De là on fait, en sept étapes, cinquante parasanges, à travers le pays des Chalybes. C’est le plus belliqueux des peuples chez lesquels on passa. Il fallut en venir aux mains. Ils portaient des corselets de lin descendant jusqu’à la hanche. Au lieu de basques, beaucoup de cordes entortillées tombaient du bas de ces corselets. Ils avaient aussi des jambières, des casques, et, à la ceinture, un petit sabre, dans le genre du poignard lacédemonien, dont ils égorgeaient les prisonniers qu’ils pouvaient faire ; après quoi, ils leur coupaient la tête et marchaient en la portant.
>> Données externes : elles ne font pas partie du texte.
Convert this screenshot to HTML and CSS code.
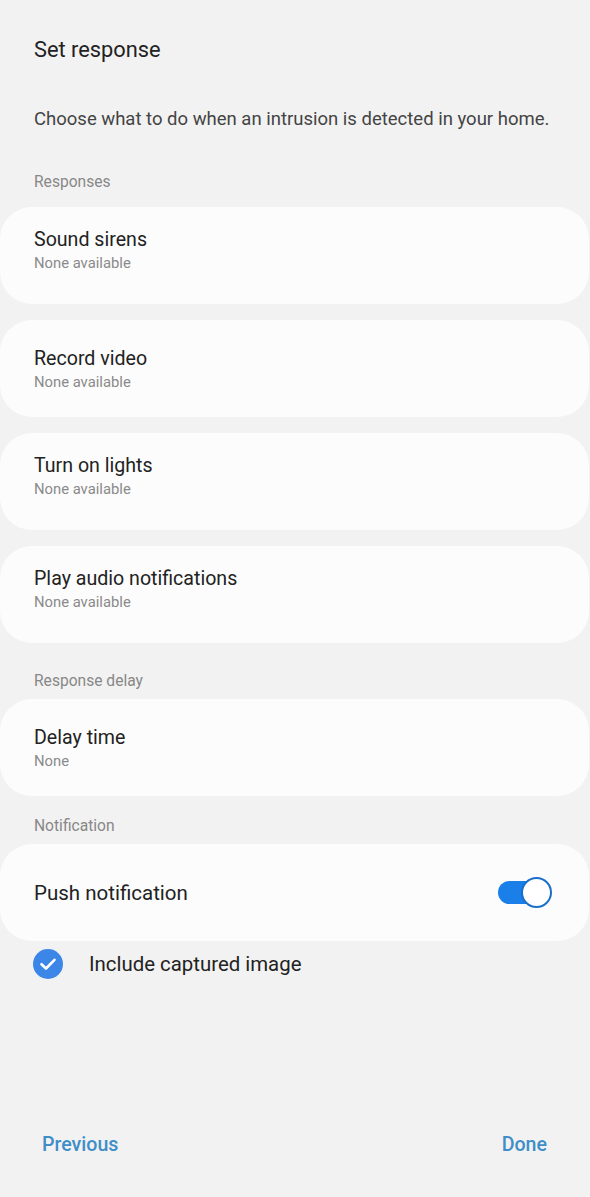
FILE: index.html
```html
<!DOCTYPE html>
<html>
<head>
<meta charset="utf-8">
<link rel="stylesheet" href="styles.css">
</head>
<body>
<div class="page">
  <h1 class="title">Set response</h1>
  <p class="desc">Choose what to do when an intrusion is detected in your home.</p>

  <div class="section">Responses</div>
  <div class="cards">
    <div class="card"><div class="c-title">Sound sirens</div><div class="c-sub">None available</div></div>
    <div class="card low"><div class="c-title">Record video</div><div class="c-sub">None available</div></div>
    <div class="card"><div class="c-title">Turn on lights</div><div class="c-sub">None available</div></div>
    <div class="card"><div class="c-title">Play audio notifications</div><div class="c-sub">None available</div></div>
  </div>

  <div class="section s2">Response delay</div>
  <div class="card single low"><div class="c-title">Delay time</div><div class="c-sub">None</div></div>

  <div class="section s3">Notification</div>
  <div class="card single row">
    <div class="c-title push">Push notification</div>
    <div class="toggle"><span class="thumb"></span></div>
  </div>

  <div class="check-row">
    <svg class="check" width="30" height="30" viewBox="0 0 30 30">
      <circle cx="15" cy="15" r="15" fill="#3b86e6"/>
      <path d="M8.5 15.2 L13 19.5 L21.5 10.8" fill="none" stroke="#fff" stroke-width="2.6" stroke-linecap="round" stroke-linejoin="round"/>
    </svg>
    <span class="check-label">Include captured image</span>
  </div>

  <div class="spacer"></div>
  <div class="footer">
    <span class="btn">Previous</span>
    <span class="btn">Done</span>
  </div>
</div>
</body>
</html>
```
FILE: styles.css
```css
html, body {
  margin: 0;
  padding: 0;
  background: #f2f2f2;
}
body {
  font-family: Roboto, "Noto Sans", sans-serif;
  color: #222;
}
.page {
  width: 590px;
  height: 1197px;
  display: flex;
  flex-direction: column;
  box-sizing: border-box;
}
.title {
  margin: 36px 0 0 34px;
  font-size: 21.8px;
  font-weight: 400;
  line-height: 28px;
  color: #222;
}
.desc {
  margin: 43px 0 0 34px;
  font-size: 18.5px;
  line-height: 24px;
  color: #444;
  white-space: nowrap;
}
.section {
  margin: 41px 0 0 34px;
  font-size: 15.6px;
  line-height: 20px;
  color: #888;
}
.section.s2 { margin-top: 28px; }
.section.s3 { margin-top: 20px; }
.cards {
  display: flex;
  flex-direction: column;
  gap: 16px;
  margin-top: 15px;
}
.card.single { margin-top: 8px; }
.card {
  width: 589px;
  height: 97px;
  box-sizing: border-box;
  background: #fcfcfc;
  border-radius: 32px;
  padding: 20px 34px 0;
}
.card.low { padding-top: 26px; }
.c-title {
  font-size: 19.6px;
  line-height: 26px;
  color: #222;
}
.c-title.push { font-size: 20.5px; }
.c-sub {
  margin-top: 1px;
  font-size: 14.8px;
  line-height: 18px;
  color: #8a8a8a;
}
.card.row {
  display: flex;
  align-items: center;
  justify-content: space-between;
  padding: 0 37px 0 34px;
}
.toggle {
  position: relative;
  width: 54px;
  height: 31px;
}
.toggle::before {
  content: "";
  position: absolute;
  left: 0;
  top: 4px;
  width: 46px;
  height: 23px;
  border-radius: 12px;
  background: #1a7fe8;
}
.thumb {
  position: absolute;
  right: 0;
  top: 0;
  width: 27px;
  height: 27px;
  border-radius: 50%;
  background: #fff;
  border: 2px solid #1a6fc8;
}
.check-row {
  display: flex;
  align-items: center;
  margin: 8px 0 0 33px;
  height: 30px;
}
.check-label {
  margin-left: 26px;
  font-size: 20.4px;
  color: #222;
}
.spacer { flex: 1; }
.footer {
  display: flex;
  justify-content: space-between;
  padding: 0 43px 40px 42px;
}
.btn {
  font-size: 19.6px;
  font-weight: 500;
  color: #3f8ec8;
  line-height: 24px;
}
```
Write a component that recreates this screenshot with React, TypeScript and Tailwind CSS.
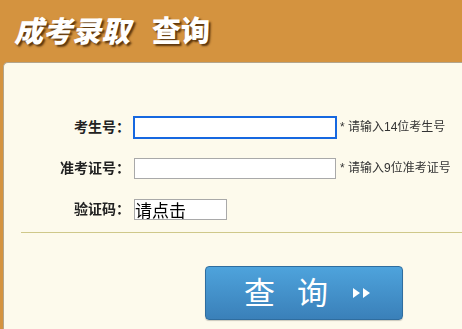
import { useState } from "react";

export default function App() {
    const [code, setCode] = useState("请点击");
    return (
        <div className="w-[462px] h-[329px] overflow-hidden bg-[#d4933f] font-['Liberation_Sans','Noto_Sans_CJK_SC',sans-serif]">
            <div className="h-[62px] pl-[14px] pt-[14px]">
                <h1 className="text-[29px] leading-[36px] font-black text-white [text-shadow:2px_2px_2px_rgba(60,30,0,0.8)] flex gap-[22px]">
                    <span className="italic">成考录取</span>
                    <span>查询</span>
                </h1>
            </div>
            <div className="ml-[3px] h-[267px] rounded-tl-[5px] border-t border-l border-[#b3a58c] bg-[#fdfaec] pt-[53px]">
                <div className="flex flex-col gap-[19px]">
                    <div className="flex items-center h-[22px]">
                        <label className="w-[126px] text-right text-[14px] font-bold text-[#222]">考生号：</label>
                        <input
                            autoFocus
                            className="ml-[3px] w-[204px] h-[23px] bg-white border-2 border-[#1668e0] outline-none px-1 text-[13px]"
                        />
                        <span className="ml-[3px] text-[12px] text-[#333]">* 请输入14位考生号</span>
                    </div>
                    <div className="flex items-center h-[22px]">
                        <label className="w-[126px] text-right text-[14px] font-bold text-[#222]">准考证号：</label>
                        <input className="ml-[4px] w-[202px] h-[21px] bg-white border border-[#a9a9a9] outline-none px-1 text-[13px]" />
                        <span className="ml-[4px] text-[12px] text-[#333]">* 请输入9位准考证号</span>
                    </div>
                    <div className="flex items-center h-[22px]">
                        <label className="w-[126px] text-right text-[14px] font-bold text-[#222]">验证码：</label>
                        <input
                            value={code}
                            onChange={(e) => setCode(e.target.value)}
                            className="ml-[4px] w-[93px] h-[21px] bg-white border border-[#a9a9a9] outline-none px-0 text-[17px] leading-[19px] text-black"
                        />
                    </div>
                </div>
                <div className="ml-[17px] mt-[12px] border-t border-[#cfc88a]" />
                <div className="mt-[33px] pl-[201px]">
                    <button className="w-[198px] h-[54px] pl-[10px] rounded-[4px] border border-[#2f6d9f] bg-gradient-to-b from-[#4ea3dc] to-[#3a80b9] text-white flex items-center justify-center shadow-[0_1px_1px_rgba(0,0,0,0.2)]">
                        <span className="text-[31px] leading-none tracking-[22px]">查询</span>
                        <svg width="22" height="14" viewBox="0 0 22 14" className="ml-[2px]">
                            <path d="M1 2 L8 7 L1 12 Z" fill="white" />
                            <path d="M11 2 L18 7 L11 12 Z" fill="white" />
                        </svg>
                    </button>
                </div>
            </div>
        </div>
    );
}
Ils chantaient, ils dansaient, dès qu’ils étaient en vue de l’ennemi. Ils portaient aussi une pique longue d’environ quinze coudées et armée d’une seule pointe. Ils se tenaient dans leurs forts ; puis, quand ils voyaient les Grecs passés, ils les poursuivaient en combattant sans cesse : ils se retranchaient ensuite dans des lieux fortifiés, où ils avaient transporté toutes leurs provisions, en sorte que les Grecs, n’en trouvant pas, vécurent des bestiaux pris aux Taoques. Les Grecs arrivent ensuite au fleuve Harpase, large de cinq plèthres ; puis ils font vingt parasanges en quatre étapes à travers le pays des Scythins, dans une plaine semée de villages, où ils séjournent trois jours et se munissent de vivres.

Après avoir fait vingt parasanges en quatre étapes, on arrive à une ville grande, florissante et peuplée : elle se nomme Gymnias. Le chef du pays envoie un guide aux Grecs pour les conduire sur le territoire de ses ennemis. Celui-ci vient et leur dit qu’il les conduira en cinq jours à un lieu d’où ils découvriront la mer ; s’il ment, il consent à être mis à mort. Il conduit, en effet, l’armée, et, dès qu’il l’a fait entrer sur le territoire ennemi, il l’engage à tout brûler et ravager : ce qui prouva bien qu’il n’était venu que pour cela, et non par bienveillance pour les Grecs. On arrive le cinquième jour à la montagne sacrée. Cette montagne se nomme Théchès. Quand les premiers eurent gravi jusqu’au sommet et aperçu la mer, ce furent de grands cris. En les entendant, Xénophon et l’arrière-garde s’imaginent que l’avant-garde est attaquée par de nouveaux ennemis : car la queue était poursuivie par les gens dont on avait brûlé le pays.